(Entries with page source code)
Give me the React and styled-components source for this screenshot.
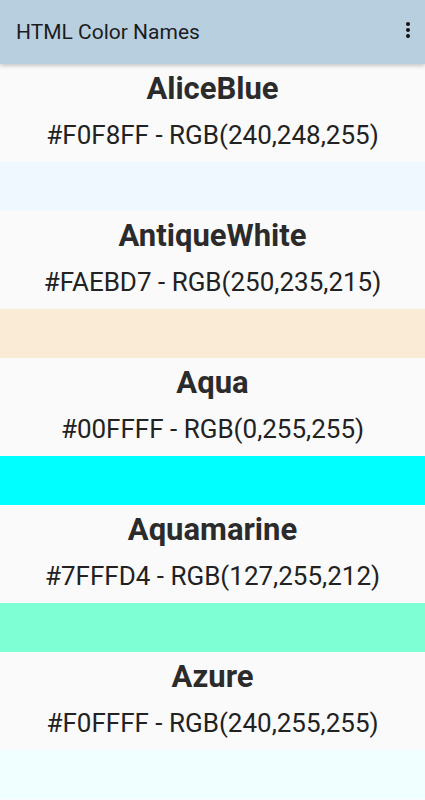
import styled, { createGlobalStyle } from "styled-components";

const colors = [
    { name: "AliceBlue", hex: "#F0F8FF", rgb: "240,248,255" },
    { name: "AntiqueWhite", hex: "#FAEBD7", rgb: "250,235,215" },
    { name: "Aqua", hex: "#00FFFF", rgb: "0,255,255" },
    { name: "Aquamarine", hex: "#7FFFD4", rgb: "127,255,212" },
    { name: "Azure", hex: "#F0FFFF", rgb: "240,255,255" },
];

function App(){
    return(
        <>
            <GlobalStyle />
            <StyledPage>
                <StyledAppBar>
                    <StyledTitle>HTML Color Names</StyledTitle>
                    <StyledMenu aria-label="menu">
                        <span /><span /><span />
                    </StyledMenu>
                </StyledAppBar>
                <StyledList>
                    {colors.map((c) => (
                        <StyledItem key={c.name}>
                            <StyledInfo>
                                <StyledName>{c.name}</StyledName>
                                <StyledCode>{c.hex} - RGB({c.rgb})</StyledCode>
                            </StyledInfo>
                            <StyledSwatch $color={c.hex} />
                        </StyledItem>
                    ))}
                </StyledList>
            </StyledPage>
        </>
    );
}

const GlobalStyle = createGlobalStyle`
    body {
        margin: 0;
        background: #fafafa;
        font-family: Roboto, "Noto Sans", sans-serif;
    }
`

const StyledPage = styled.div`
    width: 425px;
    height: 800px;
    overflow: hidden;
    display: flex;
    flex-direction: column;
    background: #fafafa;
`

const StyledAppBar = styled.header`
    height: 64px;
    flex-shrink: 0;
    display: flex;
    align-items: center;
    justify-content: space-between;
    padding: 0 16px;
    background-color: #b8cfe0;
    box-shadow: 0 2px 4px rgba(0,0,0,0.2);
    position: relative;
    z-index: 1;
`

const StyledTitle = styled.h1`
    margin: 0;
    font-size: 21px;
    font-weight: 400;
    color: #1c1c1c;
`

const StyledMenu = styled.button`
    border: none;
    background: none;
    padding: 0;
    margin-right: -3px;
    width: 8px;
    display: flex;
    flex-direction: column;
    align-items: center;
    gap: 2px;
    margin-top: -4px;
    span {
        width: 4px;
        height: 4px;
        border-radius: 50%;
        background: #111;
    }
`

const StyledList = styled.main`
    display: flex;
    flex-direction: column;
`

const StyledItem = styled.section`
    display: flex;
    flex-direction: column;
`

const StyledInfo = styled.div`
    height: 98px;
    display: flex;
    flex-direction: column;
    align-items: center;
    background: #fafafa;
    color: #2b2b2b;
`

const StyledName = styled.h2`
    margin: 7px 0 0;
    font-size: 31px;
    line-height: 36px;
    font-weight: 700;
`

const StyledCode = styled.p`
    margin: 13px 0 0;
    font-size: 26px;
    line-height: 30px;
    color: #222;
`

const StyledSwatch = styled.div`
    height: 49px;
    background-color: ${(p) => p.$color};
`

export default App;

==

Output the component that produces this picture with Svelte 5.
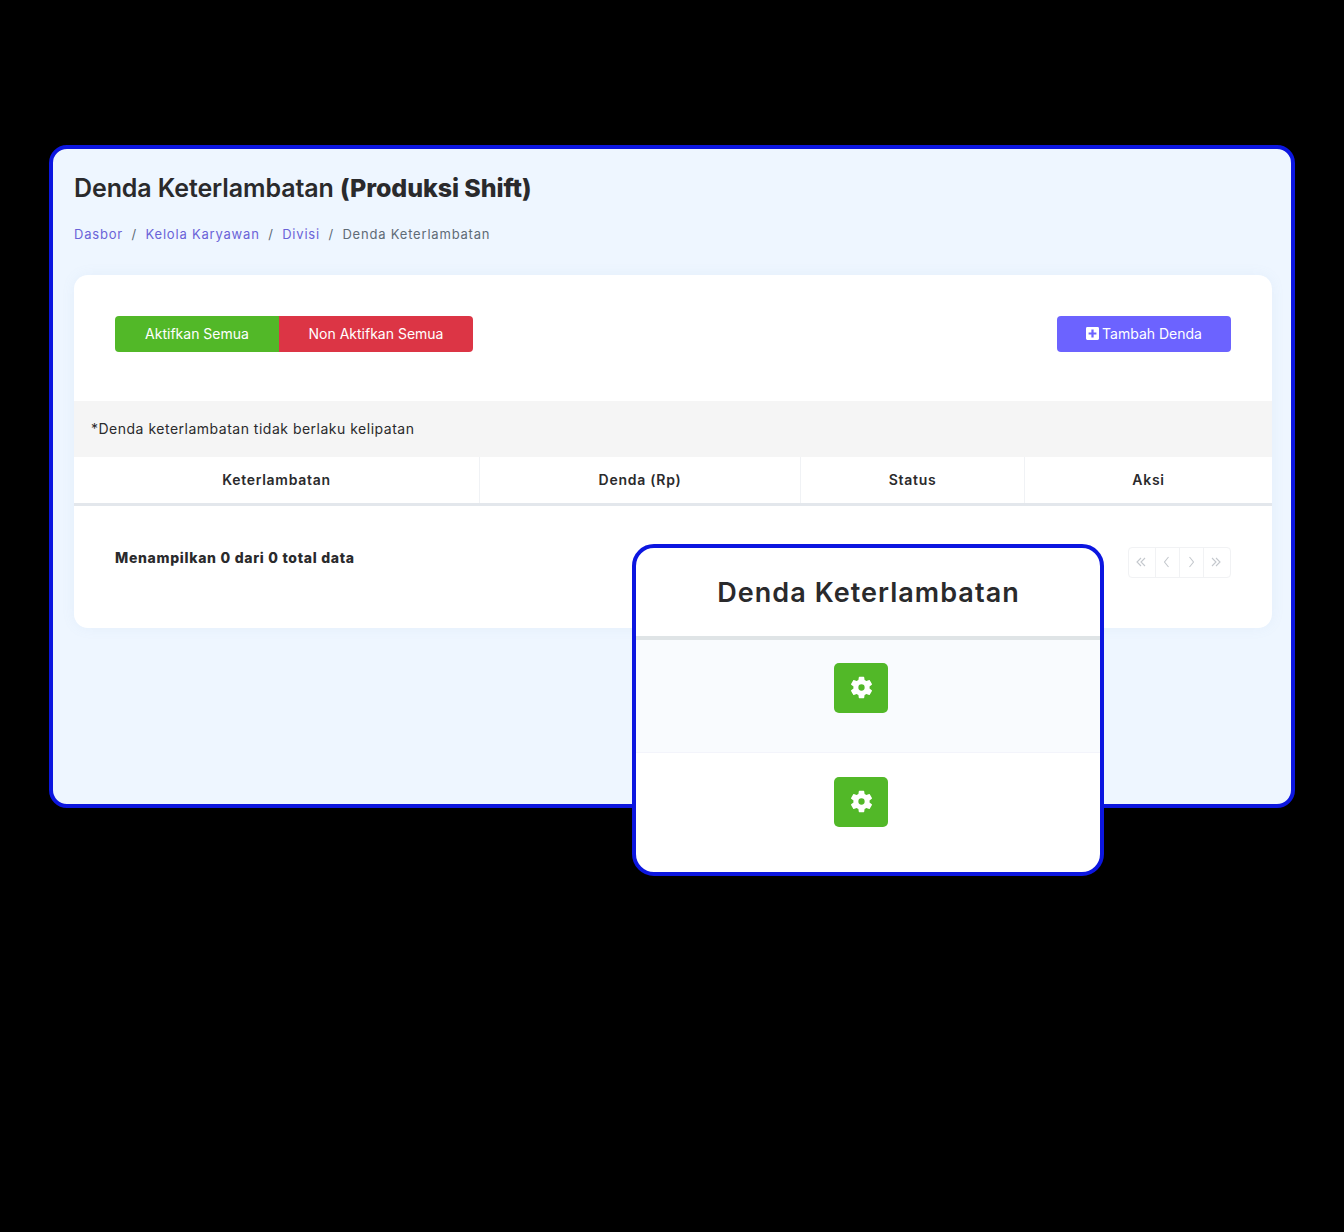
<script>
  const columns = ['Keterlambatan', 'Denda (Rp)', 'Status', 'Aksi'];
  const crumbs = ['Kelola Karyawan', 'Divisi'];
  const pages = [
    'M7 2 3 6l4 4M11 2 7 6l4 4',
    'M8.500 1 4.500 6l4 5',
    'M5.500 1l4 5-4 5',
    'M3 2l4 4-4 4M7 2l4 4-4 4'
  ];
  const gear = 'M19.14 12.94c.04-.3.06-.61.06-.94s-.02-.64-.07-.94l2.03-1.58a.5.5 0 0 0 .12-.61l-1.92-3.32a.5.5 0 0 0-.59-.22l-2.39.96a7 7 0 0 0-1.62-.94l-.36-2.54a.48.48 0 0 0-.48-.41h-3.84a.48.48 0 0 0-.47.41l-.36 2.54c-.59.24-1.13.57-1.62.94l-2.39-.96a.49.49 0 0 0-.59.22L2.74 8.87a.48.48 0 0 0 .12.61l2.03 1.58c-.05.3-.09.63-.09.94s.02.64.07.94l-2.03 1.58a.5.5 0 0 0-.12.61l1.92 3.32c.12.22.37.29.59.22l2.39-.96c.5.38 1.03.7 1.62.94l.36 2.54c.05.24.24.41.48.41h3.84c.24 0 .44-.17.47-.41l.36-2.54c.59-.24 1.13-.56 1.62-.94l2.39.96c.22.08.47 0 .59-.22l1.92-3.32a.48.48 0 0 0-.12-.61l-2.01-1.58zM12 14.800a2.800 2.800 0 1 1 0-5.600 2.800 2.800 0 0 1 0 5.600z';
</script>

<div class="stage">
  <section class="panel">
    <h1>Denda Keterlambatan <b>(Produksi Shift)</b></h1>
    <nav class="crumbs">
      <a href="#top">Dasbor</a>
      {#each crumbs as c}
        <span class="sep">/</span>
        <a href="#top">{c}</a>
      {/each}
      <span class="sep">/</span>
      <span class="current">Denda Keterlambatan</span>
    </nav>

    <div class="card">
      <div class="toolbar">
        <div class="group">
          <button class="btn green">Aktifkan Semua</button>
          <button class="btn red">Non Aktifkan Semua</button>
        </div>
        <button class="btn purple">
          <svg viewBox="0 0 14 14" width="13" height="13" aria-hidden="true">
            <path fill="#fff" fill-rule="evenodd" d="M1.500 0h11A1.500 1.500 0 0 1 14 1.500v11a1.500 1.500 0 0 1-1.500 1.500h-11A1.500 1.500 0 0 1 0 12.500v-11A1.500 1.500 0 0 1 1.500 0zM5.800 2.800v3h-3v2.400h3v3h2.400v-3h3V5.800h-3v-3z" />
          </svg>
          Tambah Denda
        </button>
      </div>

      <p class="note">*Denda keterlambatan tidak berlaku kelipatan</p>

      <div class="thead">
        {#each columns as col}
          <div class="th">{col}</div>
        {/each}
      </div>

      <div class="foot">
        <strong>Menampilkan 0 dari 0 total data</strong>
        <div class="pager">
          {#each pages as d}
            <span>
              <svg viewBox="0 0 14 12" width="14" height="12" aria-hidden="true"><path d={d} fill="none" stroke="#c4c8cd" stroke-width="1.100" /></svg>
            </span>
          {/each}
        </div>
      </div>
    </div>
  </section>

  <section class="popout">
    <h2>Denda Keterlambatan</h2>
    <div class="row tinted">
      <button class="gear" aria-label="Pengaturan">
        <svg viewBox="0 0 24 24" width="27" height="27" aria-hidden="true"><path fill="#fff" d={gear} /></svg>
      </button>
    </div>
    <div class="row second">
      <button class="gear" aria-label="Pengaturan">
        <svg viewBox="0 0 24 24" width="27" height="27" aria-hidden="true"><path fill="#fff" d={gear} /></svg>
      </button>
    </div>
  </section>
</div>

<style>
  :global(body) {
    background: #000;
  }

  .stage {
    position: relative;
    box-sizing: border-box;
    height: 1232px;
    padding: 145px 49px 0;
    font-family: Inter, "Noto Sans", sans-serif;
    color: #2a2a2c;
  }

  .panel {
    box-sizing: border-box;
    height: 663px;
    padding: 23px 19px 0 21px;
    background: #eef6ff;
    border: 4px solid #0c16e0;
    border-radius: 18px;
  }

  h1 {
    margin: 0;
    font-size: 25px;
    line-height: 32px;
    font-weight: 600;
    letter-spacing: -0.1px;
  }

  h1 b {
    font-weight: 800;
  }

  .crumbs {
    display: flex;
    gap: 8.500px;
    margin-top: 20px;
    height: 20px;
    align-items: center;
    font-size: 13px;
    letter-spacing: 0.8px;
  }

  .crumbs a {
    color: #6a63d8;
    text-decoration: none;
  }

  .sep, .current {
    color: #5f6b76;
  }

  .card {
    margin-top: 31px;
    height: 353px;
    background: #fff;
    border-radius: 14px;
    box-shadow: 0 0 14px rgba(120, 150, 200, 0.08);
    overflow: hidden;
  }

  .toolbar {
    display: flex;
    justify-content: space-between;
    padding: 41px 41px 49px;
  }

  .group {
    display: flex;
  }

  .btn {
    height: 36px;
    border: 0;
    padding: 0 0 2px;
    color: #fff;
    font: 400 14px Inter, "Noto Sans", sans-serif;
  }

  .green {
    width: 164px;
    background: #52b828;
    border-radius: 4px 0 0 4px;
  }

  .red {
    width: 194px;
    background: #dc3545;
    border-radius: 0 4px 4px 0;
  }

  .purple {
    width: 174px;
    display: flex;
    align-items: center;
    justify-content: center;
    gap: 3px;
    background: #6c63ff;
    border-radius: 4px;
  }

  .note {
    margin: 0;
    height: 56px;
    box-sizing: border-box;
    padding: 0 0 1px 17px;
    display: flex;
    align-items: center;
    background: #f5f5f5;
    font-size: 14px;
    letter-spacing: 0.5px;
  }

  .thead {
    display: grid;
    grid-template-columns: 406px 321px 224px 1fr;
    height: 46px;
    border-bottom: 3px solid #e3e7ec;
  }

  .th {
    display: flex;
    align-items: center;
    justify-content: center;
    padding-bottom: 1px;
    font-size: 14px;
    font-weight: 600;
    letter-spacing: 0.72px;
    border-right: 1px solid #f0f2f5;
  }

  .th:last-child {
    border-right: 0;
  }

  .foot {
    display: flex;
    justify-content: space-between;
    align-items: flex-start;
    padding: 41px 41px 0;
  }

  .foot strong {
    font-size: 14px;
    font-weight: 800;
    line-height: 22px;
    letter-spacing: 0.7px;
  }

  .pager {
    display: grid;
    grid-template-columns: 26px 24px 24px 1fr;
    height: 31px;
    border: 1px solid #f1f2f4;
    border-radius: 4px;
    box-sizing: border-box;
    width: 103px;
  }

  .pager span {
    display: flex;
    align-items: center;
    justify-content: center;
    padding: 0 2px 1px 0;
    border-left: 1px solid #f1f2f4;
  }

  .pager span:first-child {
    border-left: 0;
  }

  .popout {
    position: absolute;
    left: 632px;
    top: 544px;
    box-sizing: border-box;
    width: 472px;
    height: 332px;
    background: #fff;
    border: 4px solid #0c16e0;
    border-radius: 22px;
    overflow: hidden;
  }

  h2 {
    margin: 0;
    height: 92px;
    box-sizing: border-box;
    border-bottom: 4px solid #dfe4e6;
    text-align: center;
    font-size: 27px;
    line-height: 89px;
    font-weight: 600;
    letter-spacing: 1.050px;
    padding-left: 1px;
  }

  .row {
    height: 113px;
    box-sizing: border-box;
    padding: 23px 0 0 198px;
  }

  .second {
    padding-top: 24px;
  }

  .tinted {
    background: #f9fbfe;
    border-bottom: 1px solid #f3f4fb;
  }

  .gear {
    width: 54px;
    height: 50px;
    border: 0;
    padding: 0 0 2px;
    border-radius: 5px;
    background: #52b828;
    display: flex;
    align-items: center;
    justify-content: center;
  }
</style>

→ Problem to solve:
Working from the listing above, pick out every line that has "components" and copy it.

→ Written solution:
Give me the React and styled-components source for this screenshot.
import styled, { createGlobalStyle } from "styled-components";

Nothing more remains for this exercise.